In an action, inter alia, to recover damages for trespass and civil rights violations, the defendants appeal, as limited by their brief, from so much of an order of the Supreme Court, Suffolk County (Tanenbaum, J.), dated November 17, 2003, as denied that branch of their motion which was for summary judgment dismissing the complaint for failure to comply with General Municipal Law § 50-h.

ORDERED that the order is modified, on the law, by adding a provision thereto directing a continuation of the hearing pursuant to General Municipal Law § 50-h and adding to the end of the first decretal paragraph the words “with leave to renew if either plaintiff continues to invoke his Fifth Amendment privilege against self-incrimination by refusing to answer any material question”;  as so modified, the order is affirmed insofar as appealed from, without costs or disbursements.

 The notice of claim provisions of the General Municipal Law were enacted to enable municipalities “to pass upon the merits of a claim before the initiation of litigation and thereby forestall unnecessary lawsuits” (Alford v.

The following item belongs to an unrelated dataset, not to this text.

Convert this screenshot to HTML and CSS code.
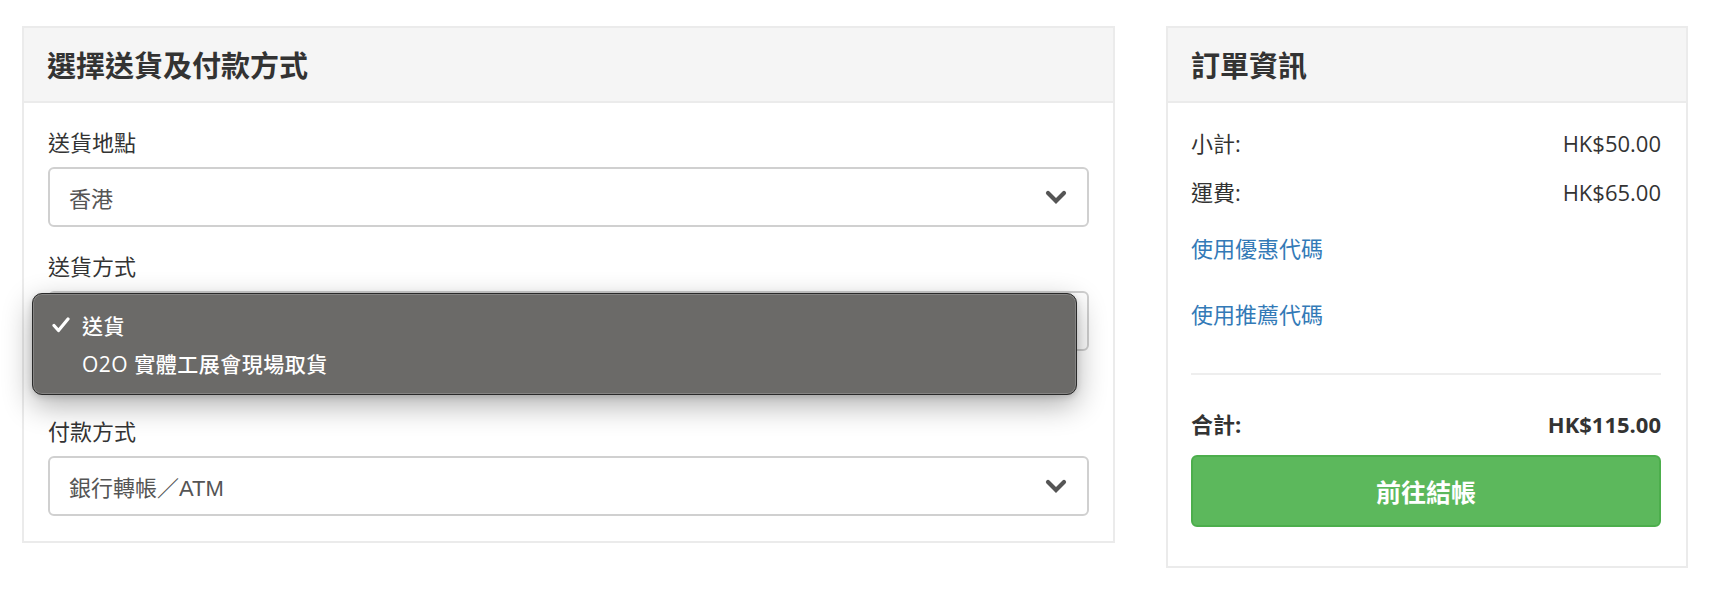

City of New York, 115 A.D.2d 420, 421, 496 N.Y.S.2d 224, affd. in part, dismissed in part, 67 N.Y.2d 1019, 503 N.Y.S.2d 324, 494 N.E.2d 455, citing Fourth Report of the Joint Legislative Committee on Municipal Tort Liability, 42 N.Y. Legis. Docs. 24 [1959] ).   The purpose of General Municipal Law § 50-h is to enable a municipality to make a prompt investigation of the circumstances of a claim by examining the claimant about the facts of the claim (see Wallace v. City of New York, 126 Misc.2d 56, 57, 480 N.Y.S.2d 989).

The complaint alleges, inter alia, at least two separate instances of trespass upon the plaintiffs' premises located at Port Jefferson Station, New York. At the hearing pursuant to General Municipal Law § 50-h, the plaintiffs invoked their Fifth Amendment privilege against self-incrimination, and refused to answer several questions propounded by the defendants regarding the use and occupancy of the subject premises and whether the plaintiffs or other persons resided there.

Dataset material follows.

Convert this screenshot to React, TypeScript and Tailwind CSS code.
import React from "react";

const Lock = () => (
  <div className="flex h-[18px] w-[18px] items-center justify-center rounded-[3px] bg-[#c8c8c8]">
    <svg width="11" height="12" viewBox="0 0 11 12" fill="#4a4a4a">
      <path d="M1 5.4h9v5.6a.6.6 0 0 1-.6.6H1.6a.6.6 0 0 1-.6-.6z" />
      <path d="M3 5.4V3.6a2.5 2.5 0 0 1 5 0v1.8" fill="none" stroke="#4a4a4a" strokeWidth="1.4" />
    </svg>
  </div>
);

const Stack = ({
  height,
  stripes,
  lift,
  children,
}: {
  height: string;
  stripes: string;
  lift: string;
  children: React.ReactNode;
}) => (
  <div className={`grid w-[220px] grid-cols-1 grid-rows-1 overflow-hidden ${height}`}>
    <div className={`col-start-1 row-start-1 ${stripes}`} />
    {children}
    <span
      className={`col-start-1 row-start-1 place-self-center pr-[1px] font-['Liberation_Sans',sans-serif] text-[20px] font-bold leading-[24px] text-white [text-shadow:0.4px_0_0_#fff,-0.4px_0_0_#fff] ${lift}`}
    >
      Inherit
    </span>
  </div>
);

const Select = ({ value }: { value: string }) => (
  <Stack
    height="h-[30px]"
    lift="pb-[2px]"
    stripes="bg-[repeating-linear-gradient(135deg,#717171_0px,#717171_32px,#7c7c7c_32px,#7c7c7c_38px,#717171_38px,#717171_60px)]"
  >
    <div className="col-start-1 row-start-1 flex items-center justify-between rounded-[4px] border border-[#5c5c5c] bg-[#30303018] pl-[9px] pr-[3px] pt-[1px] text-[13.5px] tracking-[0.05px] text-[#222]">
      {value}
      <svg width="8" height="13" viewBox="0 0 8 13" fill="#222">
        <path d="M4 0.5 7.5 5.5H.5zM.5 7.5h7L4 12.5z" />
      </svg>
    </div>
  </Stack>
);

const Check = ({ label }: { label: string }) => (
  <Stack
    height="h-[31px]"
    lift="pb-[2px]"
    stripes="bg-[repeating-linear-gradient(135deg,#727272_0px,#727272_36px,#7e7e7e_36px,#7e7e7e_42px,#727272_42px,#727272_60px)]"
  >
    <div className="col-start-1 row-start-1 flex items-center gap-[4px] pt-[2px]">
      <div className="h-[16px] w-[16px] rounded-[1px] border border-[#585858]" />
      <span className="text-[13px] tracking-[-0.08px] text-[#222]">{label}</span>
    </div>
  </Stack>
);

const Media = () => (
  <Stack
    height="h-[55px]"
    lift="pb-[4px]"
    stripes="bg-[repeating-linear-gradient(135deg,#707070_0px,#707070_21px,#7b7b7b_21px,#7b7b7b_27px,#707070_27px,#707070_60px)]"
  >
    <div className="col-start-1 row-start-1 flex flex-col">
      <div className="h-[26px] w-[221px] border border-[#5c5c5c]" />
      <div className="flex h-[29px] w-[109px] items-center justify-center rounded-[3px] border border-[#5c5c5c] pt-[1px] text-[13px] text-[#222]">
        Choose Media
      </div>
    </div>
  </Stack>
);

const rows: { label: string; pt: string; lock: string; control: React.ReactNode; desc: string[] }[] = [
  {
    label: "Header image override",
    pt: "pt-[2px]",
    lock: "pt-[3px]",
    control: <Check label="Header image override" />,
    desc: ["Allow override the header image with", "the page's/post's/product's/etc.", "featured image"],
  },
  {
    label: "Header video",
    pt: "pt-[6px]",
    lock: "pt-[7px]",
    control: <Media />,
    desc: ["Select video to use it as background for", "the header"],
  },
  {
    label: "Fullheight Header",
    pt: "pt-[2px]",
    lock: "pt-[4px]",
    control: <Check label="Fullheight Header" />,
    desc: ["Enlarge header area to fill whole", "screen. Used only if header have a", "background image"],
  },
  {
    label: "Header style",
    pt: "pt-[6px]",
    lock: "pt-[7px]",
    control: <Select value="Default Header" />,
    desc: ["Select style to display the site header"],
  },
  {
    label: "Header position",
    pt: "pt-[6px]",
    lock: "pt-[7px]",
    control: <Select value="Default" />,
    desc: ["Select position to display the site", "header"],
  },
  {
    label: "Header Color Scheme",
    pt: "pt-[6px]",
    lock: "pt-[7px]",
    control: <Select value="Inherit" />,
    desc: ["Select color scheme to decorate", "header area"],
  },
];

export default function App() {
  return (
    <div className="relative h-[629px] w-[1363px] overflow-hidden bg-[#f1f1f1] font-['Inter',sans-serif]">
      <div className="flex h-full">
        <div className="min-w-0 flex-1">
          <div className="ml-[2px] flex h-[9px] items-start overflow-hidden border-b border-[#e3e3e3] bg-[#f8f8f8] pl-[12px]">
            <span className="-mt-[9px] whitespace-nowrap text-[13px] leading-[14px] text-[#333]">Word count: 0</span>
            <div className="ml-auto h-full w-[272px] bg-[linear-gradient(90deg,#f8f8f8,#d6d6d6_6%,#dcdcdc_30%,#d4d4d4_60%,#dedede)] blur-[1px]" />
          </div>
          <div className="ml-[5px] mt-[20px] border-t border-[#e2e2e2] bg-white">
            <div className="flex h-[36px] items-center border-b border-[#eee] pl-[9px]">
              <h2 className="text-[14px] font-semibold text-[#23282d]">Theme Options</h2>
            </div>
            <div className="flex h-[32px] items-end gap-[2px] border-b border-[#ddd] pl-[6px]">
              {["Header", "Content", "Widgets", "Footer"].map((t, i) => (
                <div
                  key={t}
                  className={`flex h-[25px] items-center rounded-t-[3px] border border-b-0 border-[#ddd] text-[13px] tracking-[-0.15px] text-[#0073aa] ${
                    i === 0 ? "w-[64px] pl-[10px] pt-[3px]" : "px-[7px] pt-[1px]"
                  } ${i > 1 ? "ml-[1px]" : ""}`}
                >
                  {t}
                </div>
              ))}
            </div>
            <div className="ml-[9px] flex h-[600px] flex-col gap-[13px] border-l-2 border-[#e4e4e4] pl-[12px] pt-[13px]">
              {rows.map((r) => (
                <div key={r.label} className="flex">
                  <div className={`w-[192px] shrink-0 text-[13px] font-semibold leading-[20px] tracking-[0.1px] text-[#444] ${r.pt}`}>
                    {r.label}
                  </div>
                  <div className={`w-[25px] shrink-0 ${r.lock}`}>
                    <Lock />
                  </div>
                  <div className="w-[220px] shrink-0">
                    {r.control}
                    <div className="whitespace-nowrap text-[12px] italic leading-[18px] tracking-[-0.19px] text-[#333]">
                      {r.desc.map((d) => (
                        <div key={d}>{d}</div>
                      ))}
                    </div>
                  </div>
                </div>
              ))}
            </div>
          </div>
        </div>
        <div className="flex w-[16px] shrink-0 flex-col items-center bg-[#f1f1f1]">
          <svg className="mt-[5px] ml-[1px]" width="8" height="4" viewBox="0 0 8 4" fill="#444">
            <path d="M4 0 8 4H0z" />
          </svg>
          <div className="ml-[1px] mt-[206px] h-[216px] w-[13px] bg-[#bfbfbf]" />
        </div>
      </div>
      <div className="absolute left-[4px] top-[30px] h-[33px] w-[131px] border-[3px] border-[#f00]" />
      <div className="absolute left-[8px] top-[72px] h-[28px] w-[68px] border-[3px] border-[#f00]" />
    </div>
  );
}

 “The privilege against self incrimination was intended to be used solely as a shield, and thus a plaintiff cannot use it as a sword to harass a defendant and to effectively thwart any attempt by defendant at a pretrial discovery proceeding to obtain information relevant to the cause of action alleged and possible defenses thereto” (Laverne v. Incorporated Vil. of Laurel Hollow, 18 N.Y.2d 635, 638, 272 N.Y.S.2d 780, 219 N.E.2d 294;  see Miller v. United Parcel Serv., 143 A.D.2d 820, 533 N.Y.S.2d 117;  Hazlett v. Bullis, 12 A.D.2d 784, 209 N.Y.S.2d 601).   Although the plaintiffs have the right to invoke the Fifth Amendment privilege against self-incrimination, they cannot wield it as a sword (see Laverne v. Incorporated Vil. of Laurel Hollow, supra) in that they are “not entitled to continue to maintain this action if the assertion of the privilege prevent[s] the defendant from properly defending the lawsuit” (Miller v. United Parcel Serv., supra at 821, 533 N.Y.S.2d 117).

Thus, the Supreme Court should have directed a continuation of the hearing pursuant to General Municipal Law § 50-h and denied that branch of the defendants' motion which was for summary judgment dismissing the complaint with leave to renew if either plaintiff continued to assert his Fifth Amendment privilege against self-incrimination (see Tardibuono v. County of Nassau, 181 A.D.2d 879, 581 N.Y.S.2d 443), by refusing to answer any material question.